Не рассуждая о необходимости уменьшать роскошь на похоронах, я заметил, что попов было чересчур много и поезд был великолепный. Был какой-то старик в безобразной шапке, архимандрит, как мне сказали, но явился ли он только в церкви или шел впереди, я этого не знаю. Особенных признаков горести в сопровождающих заметно не было: плакала одна из сестер, особенно дружная с Сашей, братья же и гусар даже осушили свои слезы. Я нисколько не ставлю им этого в осуждение, я знаю, что горесть находит пароксизмами, между которыми ничего не чувствуешь, и в голову лезет черт знает что такое. Виновен глупый обряд торжественных похорон, требующий от всех или слез, или угрюмой физиогномии. А потому из всех присутствующих больше мне нравились пансионские товарищи умершего, которые, верно, его любили очень. Они явились все и шли тихо, покойно, слегка задумавшись. Вероятно, их свежий и молодой рассудок понимал, что о смерти молодого человека не пристало слишком горевать, что лучшие выражения участия есть воспоминание простое, дружеское, покойное.
Таким образом, я шел по камням, иногда думая что-то похожее на дело, иногда ничего не думая, иногда думая дурное, потому что человек — свинья. Мне, по крайней мере, приходили самые дикие, скверные, уродливые фантазии в таких местах, где требовалось совсем других чувств. Впрочем, я беру на себя ответственность только за те идеи, которые приходили мне в голову с печатью возможности и согласия от моего внутреннего чувства.
Пройдя мимо Пажеского корпуса, который теперь красят белою краскою, отчего он потерял свою готическую наружность, мы повернули по Невскому и пошли в такие края, каких я от роду не видал. Бывал ли я около Введения[151], не знаю, но за этой церковью я никогда не бывал. Неприятный вид представляли неуклюжие желтые дома, с широкими простенками, с грязными стеклами в окнах. На гробе лежали цветы, только их было немного. Певчие, благодаря неизмеримому ряду попов, пели за полверсты, а может быть, и не пели. Я не вступал в разговор с соседями и не отвечал на расспросы прохожих, а потому не развлекался ничем и продолжал размышлять.

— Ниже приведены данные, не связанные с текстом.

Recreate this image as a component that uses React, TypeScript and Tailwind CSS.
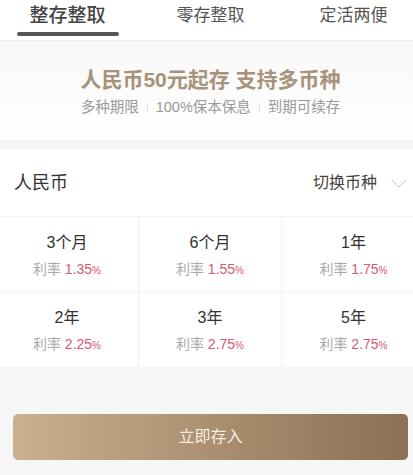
// Fixed deposit product page: tab bar, promo banner, currency rate grid, CTA.

const rates = [
  { term: '3个月', rate: '1.35' },
  { term: '6个月', rate: '1.55' },
  { term: '1年', rate: '1.75' },
  { term: '2年', rate: '2.25' },
  { term: '3年', rate: '2.75' },
  { term: '5年', rate: '2.75' },
]

function Sep() {
  return <span className="mx-[8px] inline-block h-[9px] w-px bg-[#e2e2e2]" aria-hidden="true" />
}

export default function App() {
  return (
    <div
      className="h-[475px] w-[413px] overflow-hidden bg-[#f6f6f6]"
      style={{ fontFamily: '"Liberation Sans", "Noto Sans CJK SC", sans-serif' }}
    >
      <div className="-ml-1 w-[429px]">
        {/* Tabs */}
        <div className="flex h-[41px] items-start border-b border-[#eeeeee] bg-white">
          <div className="relative flex h-full w-[143px] justify-center pt-[3px]">
            <span className="text-[19px] font-medium leading-[26px] text-[#444]">整存整取</span>
            <span className="absolute bottom-[4px] left-[21px] h-[4px] w-[102px] rounded-full bg-[#555]" />
          </div>
          <div className="flex w-[143px] justify-center pt-[4px]">
            <span className="text-[17px] leading-[24px] text-[#555]">零存整取</span>
          </div>
          <div className="flex w-[143px] justify-center pt-[4px]">
            <span className="text-[17px] leading-[24px] text-[#555]">定活两便</span>
          </div>
        </div>

        {/* Banner */}
        <div className="flex h-[99px] flex-col items-center bg-gradient-to-b from-[#f8f8f8] to-white pt-[25px]">
          <p className="text-[21px] font-bold leading-[28px] text-[#a8937a]">人民币50元起存 支持多币种</p>
          <p className="mt-[3px] flex items-center text-[14.5px] leading-[20px] text-[#9a9a9a]">
            <span>多种期限</span>
            <Sep />
            <span>100%保本保息</span>
            <Sep />
            <span>到期可续存</span>
          </p>
        </div>

        {/* Rate card */}
        <div className="mt-[10px] bg-white">
          <div className="flex h-[66px] items-center justify-between px-[18px]">
            <span className="text-[18px] text-[#333]">人民币</span>
            <div className="flex items-center gap-[14px]">
              <span className="text-[16px] text-[#444]">切换币种</span>
              <svg width="16" height="9" viewBox="0 0 16 9" fill="none" aria-hidden="true">
                <polyline points="0.5,0.5 8,8 15.5,0.5" stroke="#c8c8c8" strokeWidth="1" />
              </svg>
            </div>
          </div>
          <div className="grid grid-cols-3 border-t border-[#f2f2f2]">
            {rates.map((r, i) => (
              <div
                key={r.term}
                className={[
                  'flex flex-col items-center justify-center gap-[5px] pt-[3px]',
                  i < 3 ? 'h-[76px] border-b border-[#f2f2f2]' : 'h-[74px]',
                  i % 3 !== 2 ? 'border-r border-[#f2f2f2]' : '',
                ].join(' ')}
              >
                <span className="text-[16px] leading-[22px] text-[#333]">{r.term}</span>
                <span className="text-[14px] leading-[20px] text-[#aaa]">
                  利率 <span className="text-[#d45a6e]">{r.rate}</span>
                  <span className="text-[10px] text-[#d45a6e]">%</span>
                </span>
              </div>
            ))}
          </div>
        </div>

        {/* CTA */}
        <div className="px-[17px] pt-[47px]">
          <button
            type="button"
            className="flex h-[46px] w-full items-center justify-center rounded-[5px] bg-gradient-to-r from-[#cbb08f] to-[#8b7054] text-[16px] text-[#f6ede2]"
          >
            立即存入
          </button>
        </div>
      </div>
    </div>
  )
}
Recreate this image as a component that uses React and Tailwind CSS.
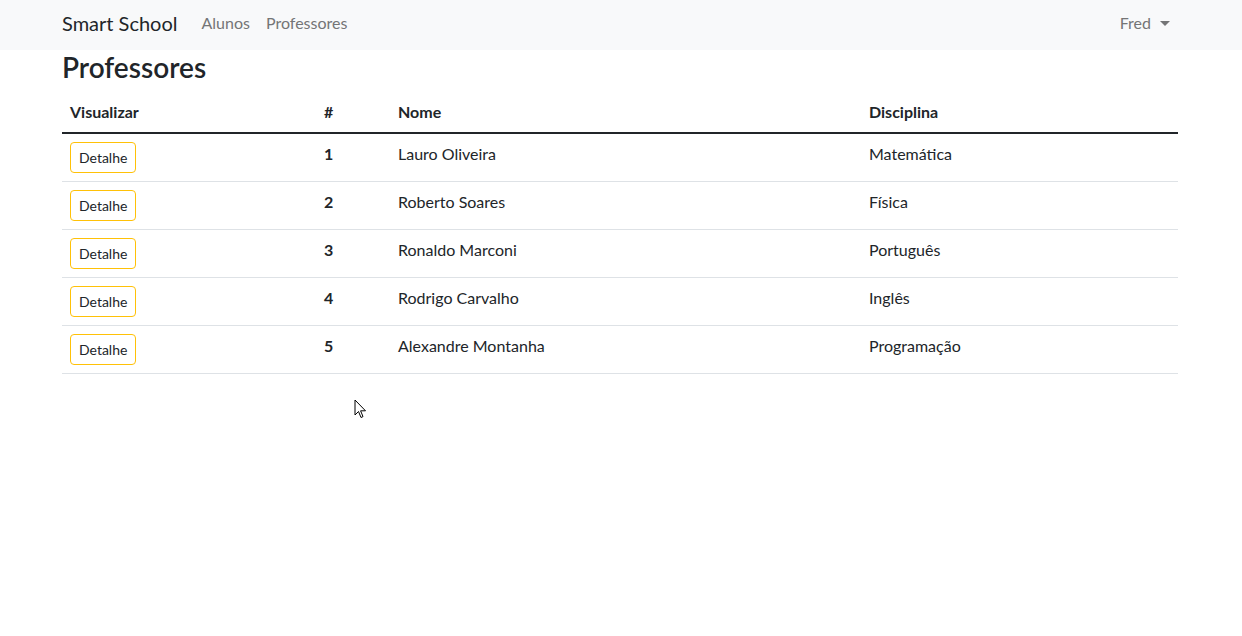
import React from 'react';

const professores = [
  { id: 1, nome: 'Lauro Oliveira', disciplina: 'Matemática' },
  { id: 2, nome: 'Roberto Soares', disciplina: 'Física' },
  { id: 3, nome: 'Ronaldo Marconi', disciplina: 'Português' },
  { id: 4, nome: 'Rodrigo Carvalho', disciplina: 'Inglês' },
  { id: 5, nome: 'Alexandre Montanha', disciplina: 'Programação' },
];

function Navbar() {
  return (
    <nav className="h-[50px] bg-[#f8f9fa]">
      <div className="ml-[62px] flex h-full w-[1116px] items-center pb-[4px]">
        <a className="mr-4 text-[20px] leading-[30px] text-[#212529]">Smart School</a>
        <a className="px-2 text-base leading-6 text-[#747576]">Alunos</a>
        <a className="px-2 text-base leading-6 text-[#747576]">Professores</a>
        <div className="ml-auto flex items-center px-2 text-base leading-6 text-[#747576]">
          Fred
          <span className="ml-[9px] mt-[1px] h-0 w-0 border-x-[5px] border-t-[5px] border-x-transparent border-t-[#747576]" />
        </div>
      </div>
    </nav>
  );
}

function App() {
  return (
    <div className="relative min-h-[636px] bg-white text-[#212529]" style={{ fontFamily: 'Lato, "Open Sans", sans-serif' }}>
      <Navbar />
      <main className="ml-[62px] w-[1116px]">
        <h3 className="mb-2 pt-[2px] text-[28px] font-semibold leading-[31.6px]">Professores</h3>
        <table className="w-full border-collapse text-base leading-6">
          <thead>
            <tr className="border-b-2 border-[#212529] text-left">
              <th className="w-[254px] p-2 font-bold">Visualizar</th>
              <th className="w-[74px] p-2 font-bold">#</th>
              <th className="w-[471px] p-2 font-bold">Nome</th>
              <th className="p-2 font-bold">Disciplina</th>
            </tr>
          </thead>
          <tbody>
            {professores.map((p) => (
              <tr key={p.id} className="border-b border-[#dee2e6] align-top">
                <td className="p-2">
                  <button className="rounded-[4px] border border-[#ffc107] px-2 py-1 text-sm leading-[21px] text-[#212529]">
                    Detalhe
                  </button>
                </td>
                <td className="p-2 font-bold">{p.id}</td>
                <td className="p-2">{p.nome}</td>
                <td className="p-2">{p.disciplina}</td>
              </tr>
            ))}
          </tbody>
        </table>
      </main>
      <svg className="absolute left-[354px] top-[399px]" width="13" height="20" viewBox="0 0 13 20">
        <path d="M1 1 L1 16 L4.5 12.5 L7 18.5 L9 17.6 L6.6 11.8 L11.5 11.8 Z" fill="#fff" stroke="#000" strokeWidth="1" strokeLinejoin="round" />
      </svg>
    </div>
  );
}

export default App;
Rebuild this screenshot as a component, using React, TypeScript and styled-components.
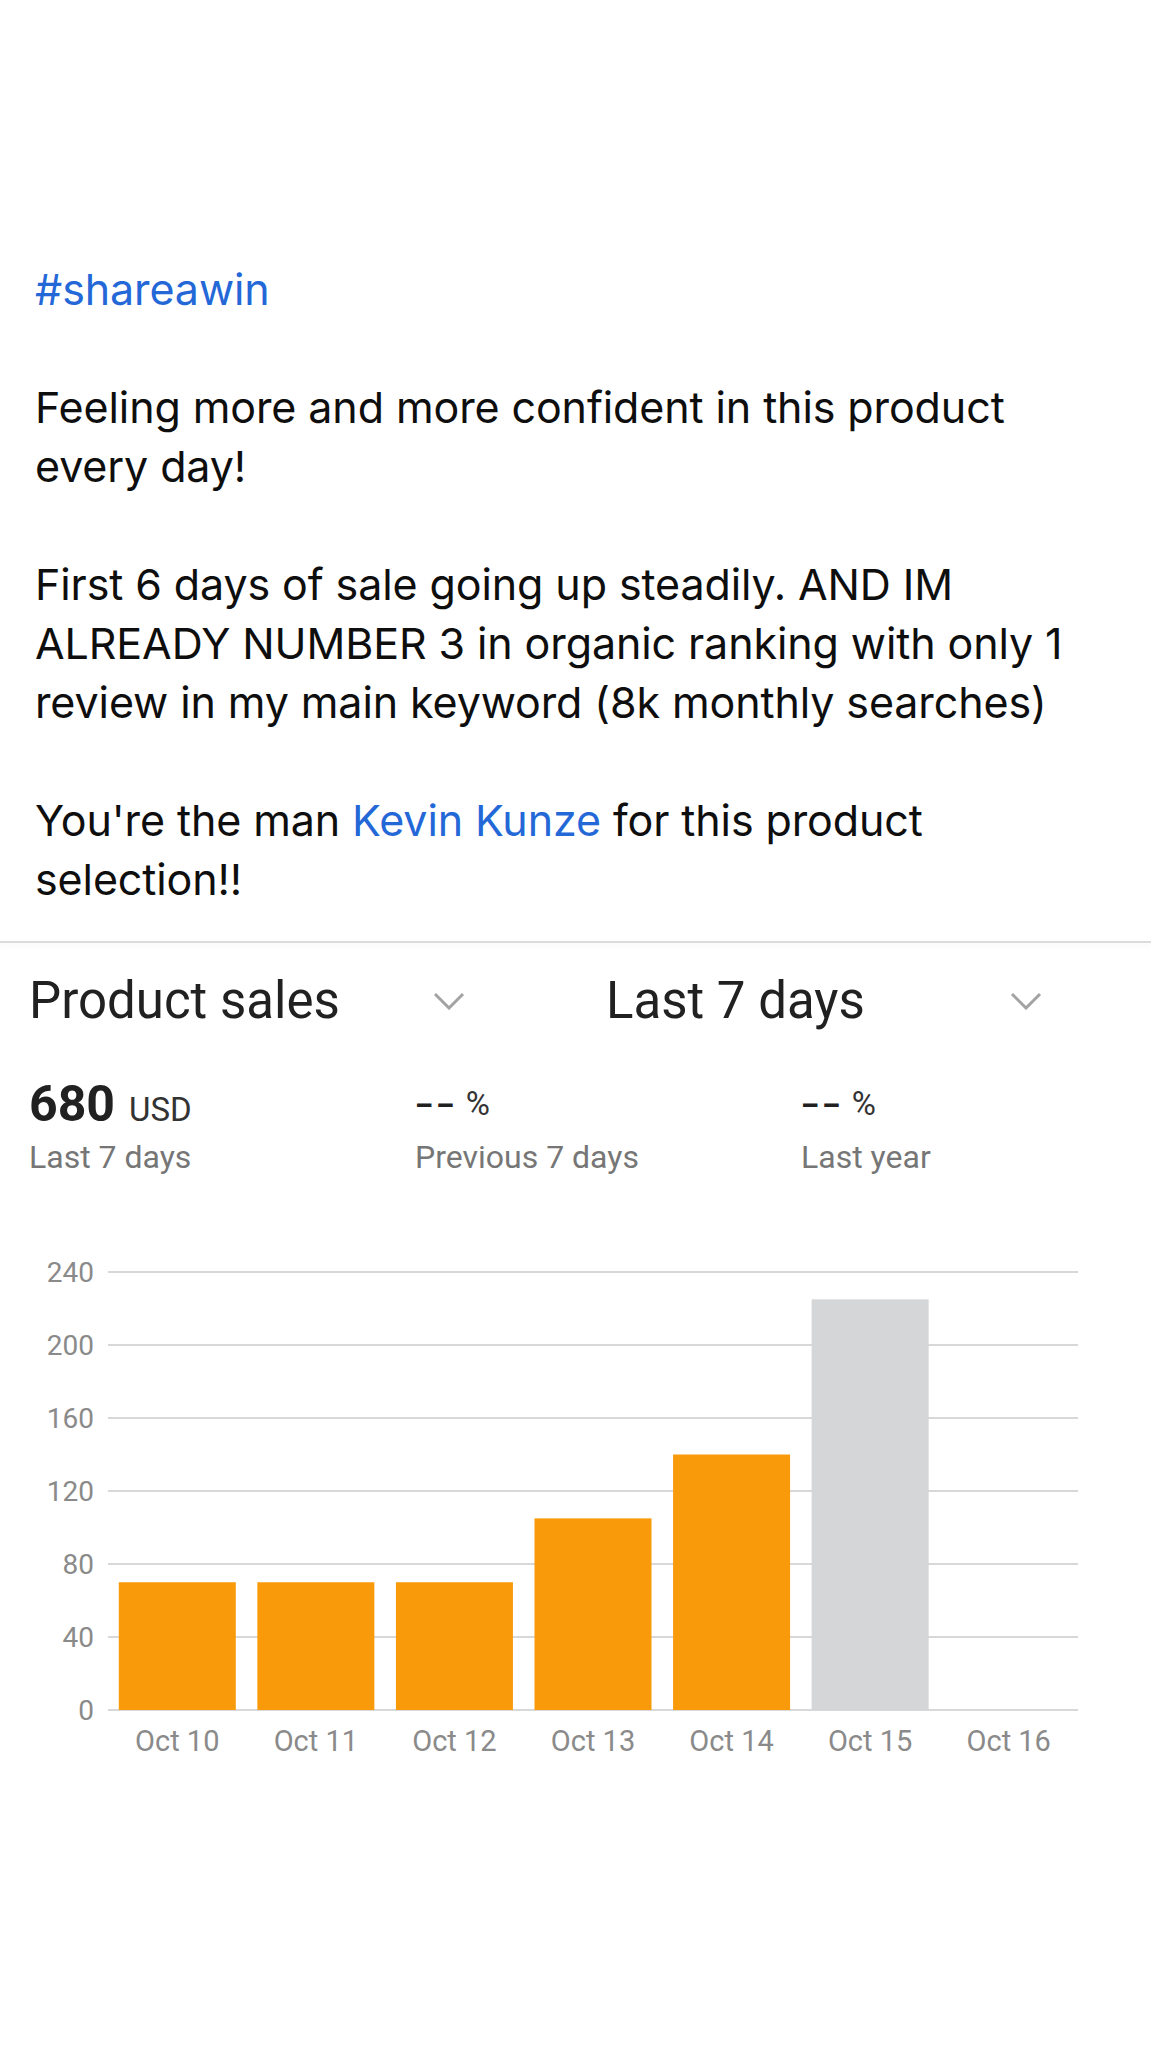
import styled, { createGlobalStyle } from "styled-components";

const GlobalStyle = createGlobalStyle`
  html, body {
    margin: 0;
    padding: 0;
    background: #ffffff;
  }
`;

const Page = styled.div`
  width: 1151px;
  min-height: 2048px;
  background: #ffffff;
`;

const Post = styled.div`
  padding: 260px 35px 0;
  font-family: Inter, "Noto Sans", sans-serif;
  font-size: 43px;
  line-height: 59px;
  color: #0e0e0e;
  letter-spacing: -0.1px;
`;

const Para = styled.p`
  margin: 0 0 59px;
  &:last-child {
    margin-bottom: 0;
  }
`;

const Link = styled.span`
  color: #2468d8;
`;

const Divider = styled.div`
  margin-top: 32px;
  height: 2px;
  background: #dcdcdc;
  box-shadow: 0 3px 5px rgba(0, 0, 0, 0.05);
`;

const Report = styled.section`
  padding: 28px 0 0 29px;
  font-family: Roboto, "Liberation Sans", sans-serif;
`;

const HeaderRow = styled.div`
  display: grid;
  grid-template-columns: 577px 577px;
`;

const Selector = styled.div`
  display: grid;
  grid-template-columns: 404px 32px;
  align-items: center;
  height: 60px;
`;

const SelectorLabel = styled.span`
  font-size: 51px;
  line-height: 60px;
  color: #212121;
`;

const StatsRow = styled.div`
  display: grid;
  grid-template-columns: repeat(3, 386px);
  margin-top: 45px;
`;

const Stat = styled.div`
  display: flex;
  flex-direction: column;
`;

const StatValue = styled.div`
  height: 56px;
  line-height: 56px;
  color: #212121;
  white-space: nowrap;
`;

const Big = styled.span`
  font-size: 50px;
  font-weight: 700;
`;

const Dash = styled.span`
  font-size: 28px;
  font-weight: 900;
  letter-spacing: 4px;
`;

const Unit = styled.span<{ $gap: number }>`
  font-size: 33px;
  margin-left: ${(p) => p.$gap}px;
  color: #333333;
`;

const StatLabel = styled.div`
  margin-top: 5px;
  font-size: 32px;
  line-height: 40px;
  color: #767676;
`;

const ChartWrap = styled.div`
  margin-top: 63px;
  height: 560px;
`;

const Chevron = () => (
  <svg width="32" height="18" viewBox="0 0 32 18">
    <polyline
      points="2,2 16,16 30,2"
      fill="none"
      stroke="#a3a3a3"
      strokeWidth="3"
    />
  </svg>
);

const ticks = [240, 200, 160, 120, 80, 40, 0];
const data = [
  { label: "Oct 10", value: 70, color: "#f99a0a" },
  { label: "Oct 11", value: 70, color: "#f99a0a" },
  { label: "Oct 12", value: 70, color: "#f99a0a" },
  { label: "Oct 13", value: 105, color: "#f99a0a" },
  { label: "Oct 14", value: 140, color: "#f99a0a" },
  { label: "Oct 15", value: 225, color: "#d5d6d8" },
  { label: "Oct 16", value: 0, color: "#d5d6d8" },
];

function SalesChart() {
  const left = 108;
  const right = 1078;
  const top = 32;
  const step = 73;
  const base = top + step * 6;
  const slot = (right - left) / data.length;
  const barW = 117;
  const perUnit = step / 40;

  return (
    <svg width="1151" height="560" viewBox="0 0 1151 560">
      {ticks.map((t, i) => (
        <g key={t}>
          <line
            x1={left}
            x2={right}
            y1={top + i * step}
            y2={top + i * step}
            stroke="#d8d8d8"
            strokeWidth="2"
          />
          <text
            x={94}
            y={top + i * step + 10}
            textAnchor="end"
            fontFamily="Roboto, 'Liberation Sans', sans-serif"
            fontSize="28"
            fill="#8a8a8a"
          >
            {t}
          </text>
        </g>
      ))}
      {data.map((d, i) => {
        const h = d.value * perUnit;
        const cx = left + slot * i + slot / 2;
        return (
          <g key={d.label}>
            {h > 0 && (
              <rect x={cx - barW / 2} y={base - h} width={barW} height={h} fill={d.color} />
            )}
            <text
              x={cx}
              y={511}
              textAnchor="middle"
              fontFamily="Roboto, 'Liberation Sans', sans-serif"
              fontSize="29"
              fill="#8a8a8a"
            >
              {d.label}
            </text>
          </g>
        );
      })}
    </svg>
  );
}

export default function App() {
  return (
    <Page>
      <GlobalStyle />
      <Post>
        <Para>
          <Link>#shareawin</Link>
        </Para>
        <Para>
          Feeling more and more confident in this product
          <br />
          every day!
        </Para>
        <Para>
          First 6 days of sale going up steadily. AND IM
          <br />
          ALREADY NUMBER 3 in organic ranking with only 1
          <br />
          review in my main keyword (8k monthly searches)
        </Para>
        <Para>
          You're the man <Link>Kevin Kunze</Link> for this product
          <br />
          selection!!
        </Para>
      </Post>
      <Divider />
      <Report>
        <HeaderRow>
          <Selector>
            <SelectorLabel>Product sales</SelectorLabel>
            <Chevron />
          </Selector>
          <Selector>
            <SelectorLabel>Last 7 days</SelectorLabel>
            <Chevron />
          </Selector>
        </HeaderRow>
        <StatsRow>
          <Stat>
            <StatValue>
              <Big>680</Big>
              <Unit $gap={14}>USD</Unit>
            </StatValue>
            <StatLabel>Last 7 days</StatLabel>
          </Stat>
          <Stat>
            <StatValue>
              <Dash>––</Dash>
              <Unit $gap={8}>%</Unit>
            </StatValue>
            <StatLabel>Previous 7 days</StatLabel>
          </Stat>
          <Stat>
            <StatValue>
              <Dash>––</Dash>
              <Unit $gap={8}>%</Unit>
            </StatValue>
            <StatLabel>Last year</StatLabel>
          </Stat>
        </StatsRow>
      </Report>
      <ChartWrap>
        <SalesChart />
      </ChartWrap>
    </Page>
  );
}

Если я умру, думал я, я не хотел бы, чтоб сзывали на мои похороны всех моих знакомых. Я разделил бы перед смертью их на три категории: 1) товарищей классных и корпусных, 2) товарищей полковых, 3) остальных приятелей. Из этих трех я составил бы особый разряд человек из пятнадцати и велел бы их пригласить. Попа довольно одного, певчих — из моих кантонистов. После похорон чтоб завтракали и выпили дюжину шампанского, но чтоб первые и последние бокалы выпили в мою честь. Когда-нибудь составлю список приглашенных.
Запыленные подошли мы к монастырю[152], который, как я и ожидал, не представлял ничего ни особенно красивого, ни особенно замечательного. Братья и товарищи умершего внесли гроб, я шел позади и стал около. Обедня и отпеванье показались мне очень длинными, хотя служба была великолепна и певчие отличные. Но я был не очень расположен к благоговению, хотя отдаю справедливость похоронной службе и люблю ее слушать. Один дьякон колоссального роста и такой же толщины свирепствовал до того, что у меня звенело в ушах. Об нем еще будет речь. И все-таки я с особенным удовольствием смотрел на цветы, которыми уложено было все подножие гроба. Что это было за чувство, я не хочу его исследовать и принимаю его как оно есть. Кроме этих цветов, я других не видал и подосадовал на гусара.